* The problem: Skip all pictures, then print the remaining material exactly.

* Data extract:

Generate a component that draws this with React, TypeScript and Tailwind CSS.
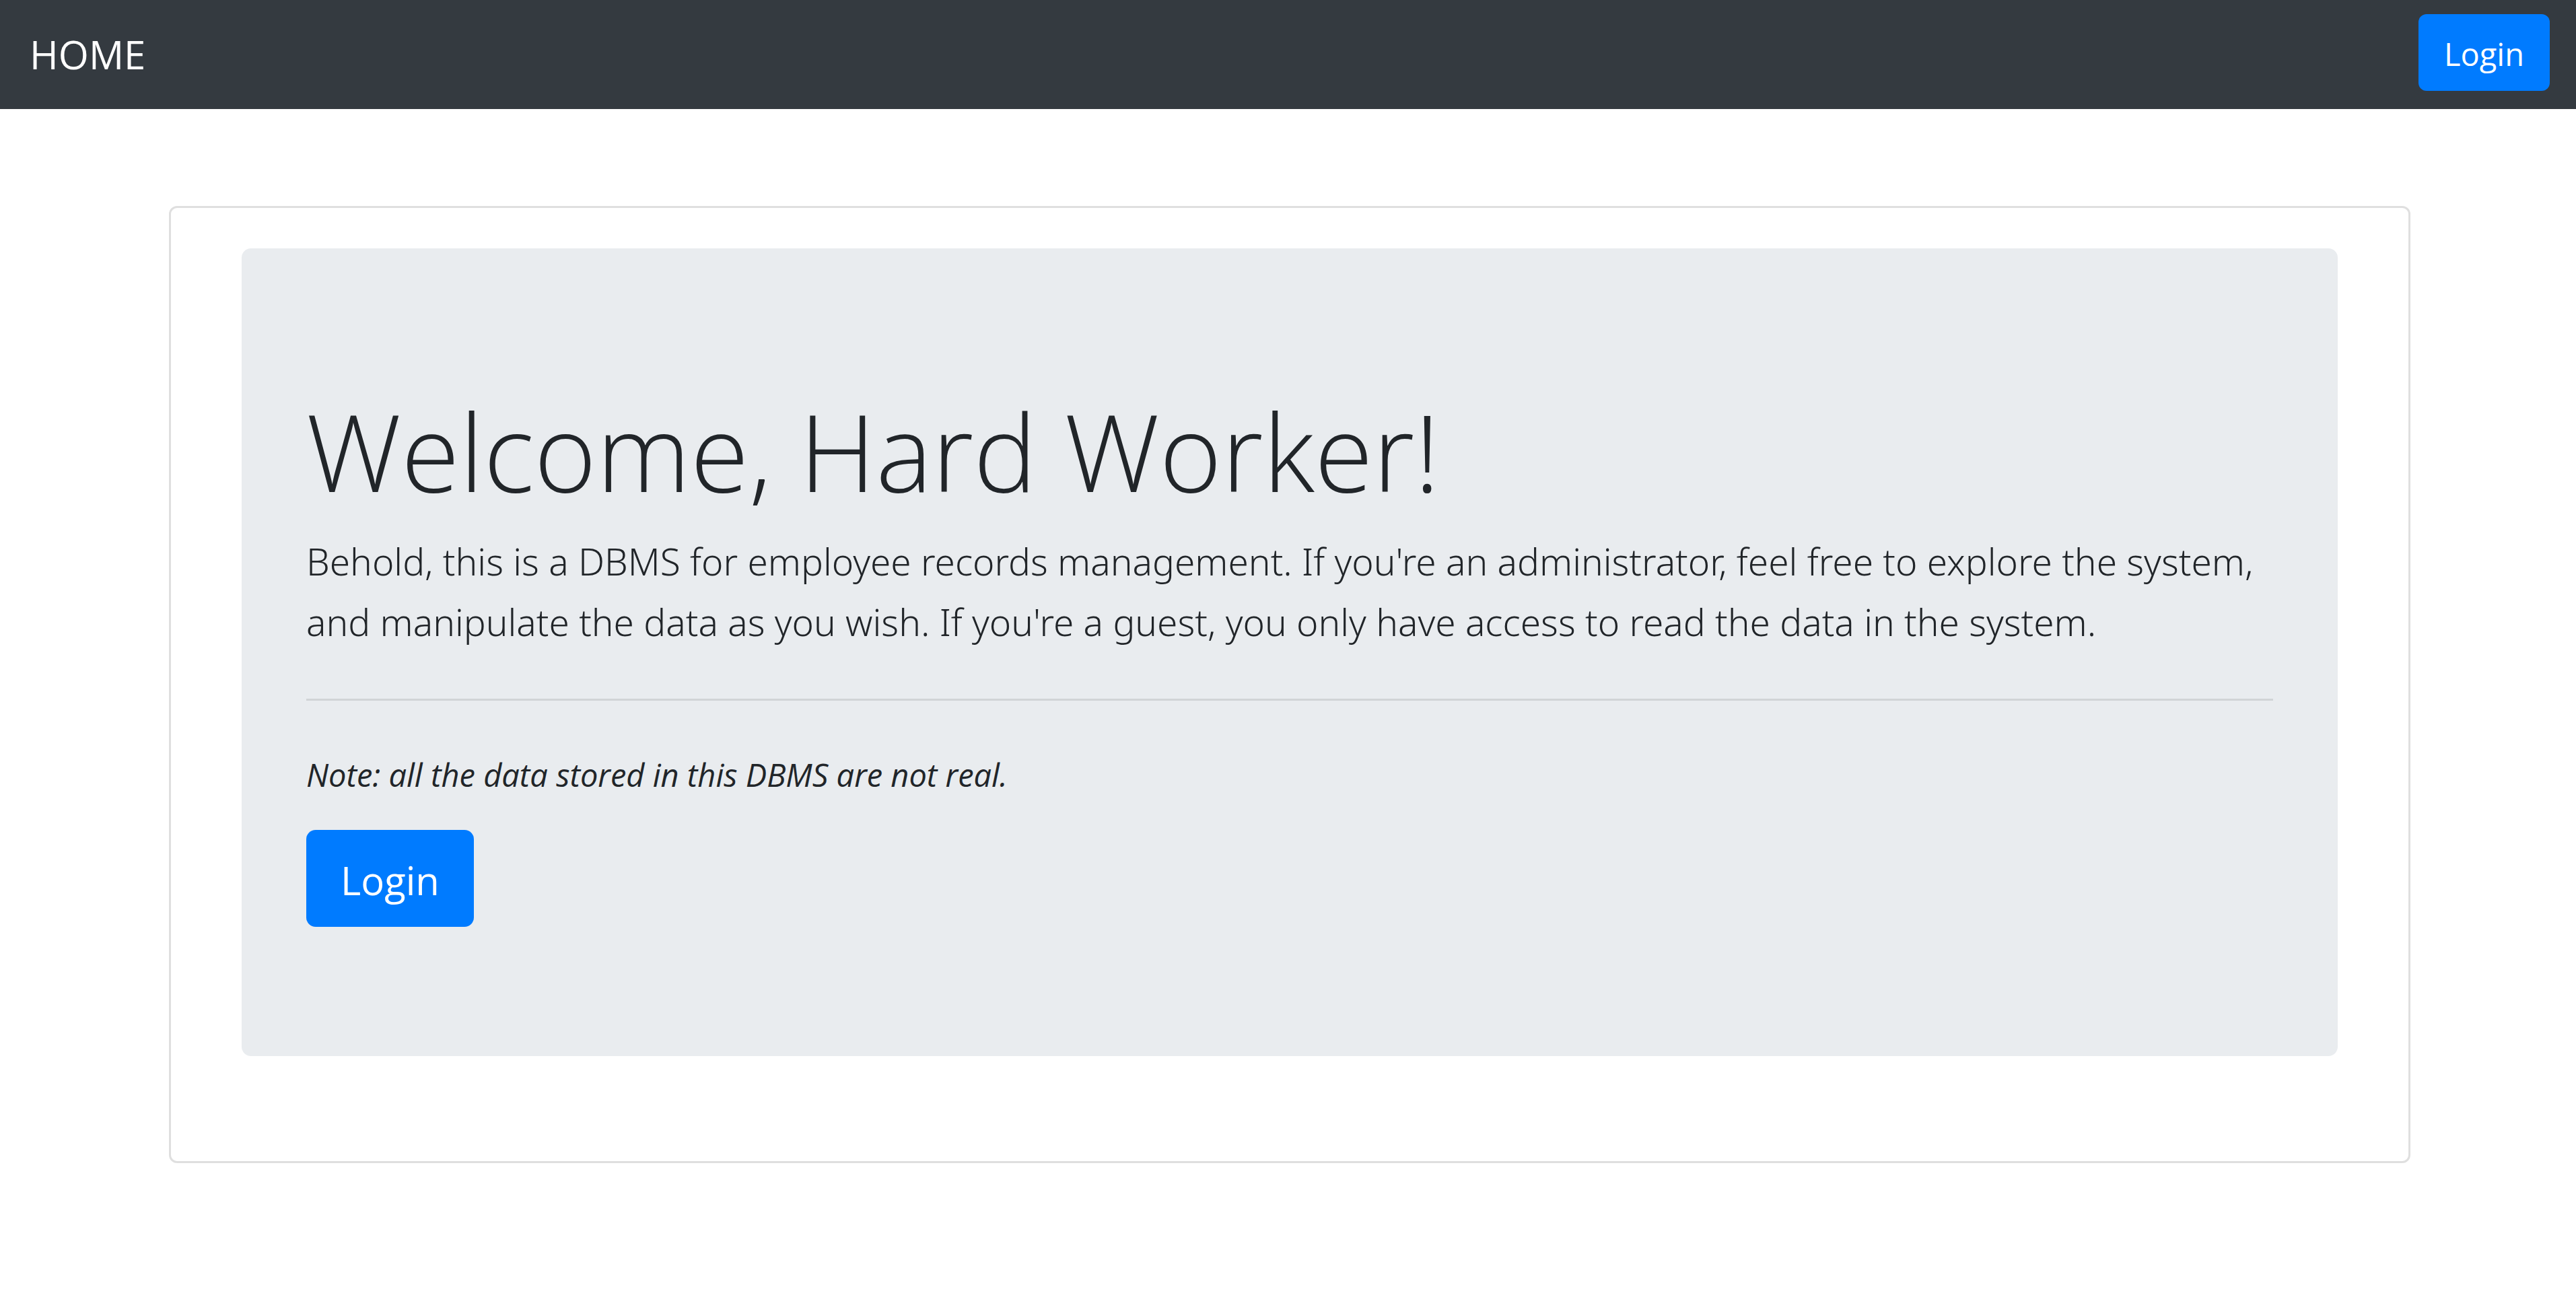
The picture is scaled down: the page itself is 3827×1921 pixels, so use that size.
function Navbar() {
  return (
    <nav className="flex items-center justify-between bg-[#343a40] pt-[21px] pr-[39px] pb-[27px] pl-11 text-white">
      <a href="#home" className="pt-1.5 text-[58px] leading-[90px]">
        HOME
      </a>
      <button
        type="button"
        className="cursor-pointer rounded-xl bg-[#007bff] px-[38px] pt-[23px] pb-[19px] text-[47px] leading-[72px]"
      >
        Login
      </button>
    </nav>
  );
}

function Jumbotron() {
  return (
    <section className="rounded-[14px] bg-[#e9ecef] px-24 pt-[200px] pb-48">
      <h1 className="text-[158px] leading-[202px] font-light">Welcome, Hard Worker!</h1>
      <p className="mt-[18px] font-['Noto_Sans',sans-serif] text-[55px] leading-[90px] font-light">
        Behold, this is a DBMS for employee records management. If you're an administrator, feel free to explore the
        system, and manipulate the data as you wish. If you're a guest, you only have access to read the data in the
        system.
      </p>
      <hr className="mt-[69px] border-t-3 border-black/10" />
      <p className="mt-[74px] text-[47px] leading-[72px] italic">
        Note: all the data stored in this DBMS are not real.
      </p>
      <button
        type="button"
        className="mt-[46px] block cursor-pointer rounded-[14px] bg-[#007bff] px-[51px] pt-[30px] pb-6 text-[58px] leading-[90px] text-white"
      >
        Login
      </button>
    </section>
  );
}

export default function App() {
  return (
    <div className="min-h-screen bg-white font-['Open_Sans',sans-serif] text-[#212529]">
      <Navbar />
      <main className="pt-36 pr-[246px] pl-[251px]">
        <div className="rounded-xl border-3 border-black/[0.125] px-[105px] pt-[60px] pb-[156px]">
          <Jumbotron />
        </div>
      </main>
    </div>
  );
}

* Answer to this task:
Generate a component that draws this with React, TypeScript and Tailwind CSS.
The picture is scaled down: the page itself is 3827×1921 pixels, so use that size.
function Navbar() {
  return (
    <nav className="flex items-center justify-between bg-[#343a40] pt-[21px] pr-[39px] pb-[27px] pl-11 text-white">
      <a href="#home" className="pt-1.5 text-[58px] leading-[90px]">
        HOME
      </a>
      <button
        type="button"
        className="cursor-pointer rounded-xl bg-[#007bff] px-[38px] pt-[23px] pb-[19px] text-[47px] leading-[72px]"
      >
        Login
      </button>
    </nav>
  );
}

function Jumbotron() {
  return (
    <section className="rounded-[14px] bg-[#e9ecef] px-24 pt-[200px] pb-48">
      <h1 className="text-[158px] leading-[202px] font-light">Welcome, Hard Worker!</h1>
      <p className="mt-[18px] font-['Noto_Sans',sans-serif] text-[55px] leading-[90px] font-light">
        Behold, this is a DBMS for employee records management. If you're an administrator, feel free to explore the
        system, and manipulate the data as you wish. If you're a guest, you only have access to read the data in the
        system.
      </p>
      <hr className="mt-[69px] border-t-3 border-black/10" />
      <p className="mt-[74px] text-[47px] leading-[72px] italic">
        Note: all the data stored in this DBMS are not real.
      </p>
      <button
        type="button"
        className="mt-[46px] block cursor-pointer rounded-[14px] bg-[#007bff] px-[51px] pt-[30px] pb-6 text-[58px] leading-[90px] text-white"
      >
        Login
      </button>
    </section>
  );
}

export default function App() {
  return (
    <div className="min-h-screen bg-white font-['Open_Sans',sans-serif] text-[#212529]">
      <Navbar />
      <main className="pt-36 pr-[246px] pl-[251px]">
        <div className="rounded-xl border-3 border-black/[0.125] px-[105px] pt-[60px] pb-[156px]">
          <Jumbotron />
        </div>
      </main>
    </div>
  );
}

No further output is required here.